The Verge has published a long excerpt from the upcoming book The One Device: The secret history of the iPhone by Motherboard editor Brian Merchant, and there’s quite a few interesting details in there. What stands out if you take it all in is that unlike what many seem to think – and unlike the romanticised image Apple tries to maintain – Apple didn’t take some singular, targeted, focused stride to “invent” the iPhone.
For example, Phil Schiller wanted a hardware keyboard, and remained stubborn in his conviction:
The iPod phone was losing support. The executives debated which project to pursue, but Phil Schiller, Apple’s head of marketing, had an answer: Neither. He wanted a keyboard with hard buttons. The BlackBerry was arguably the first hit smartphone. It had an email client and a tiny hard keyboard.
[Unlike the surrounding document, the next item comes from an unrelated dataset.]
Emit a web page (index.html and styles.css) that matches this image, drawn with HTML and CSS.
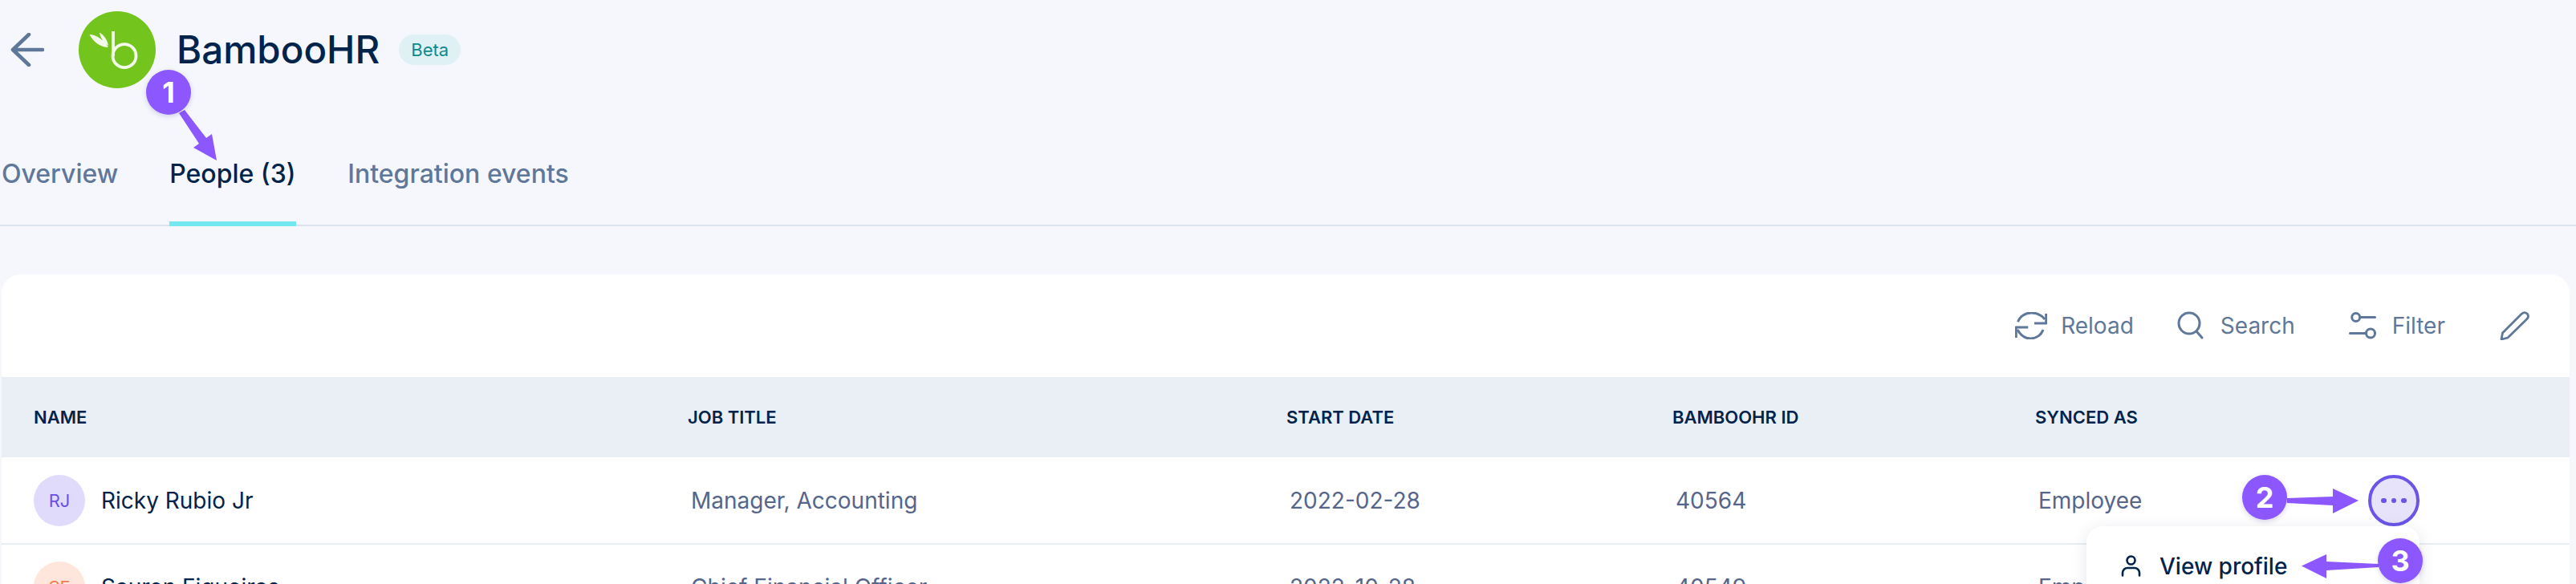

After everyone else, including Fadell, started to agree that multitouch was the way forward, Schiller became the lone holdout.
He “just sat there with his sword out every time, going, ‘No, we’ve got to have a hard keyboard. No. Hard keyboard.’ And he wouldn’t listen to reason as all of us were like, ‘No, this works now, Phil.’ And he’d say, ‘You gotta have a hard keyboard!'” Fadell says.
In fact, Jobs was incredibly insecure about whether Apple should even pursue a phone at all.
Privately, Jobs had other reservations. One former Apple executive who had daily meetings with Jobs told me that the carrier issue wasn’t his biggest hang-up. He was concerned with a lack of focus in the company, and he “wasn’t convinced that smartphones were going to be for anyone but the ‘pocket protector crowd,’ as we used to call them.”
The iPhone that would eventually change the industry wasn’t a clear vision in Steve Jobs’ mind’s eye – no, it was the result of hundreds of incredibly smart engineers trying out thousands of different ideas and solutions, and endless arguing with other engineers and management – up to and including Jobs himself – to try and convince them their particular idea was the best one. The iPhone is the result of thousands of little and big arguments, small and huge decisions, eventually leading to one of the most transformative devices in computing history.
Jobs did not invent the iPhone. Apple’s management didn’t invent the iPhone. The iPhone was invented by hundreds of relatively nameless engineers, who poured years of their lives into it.
And a hundred years from now, nobody will remember their names.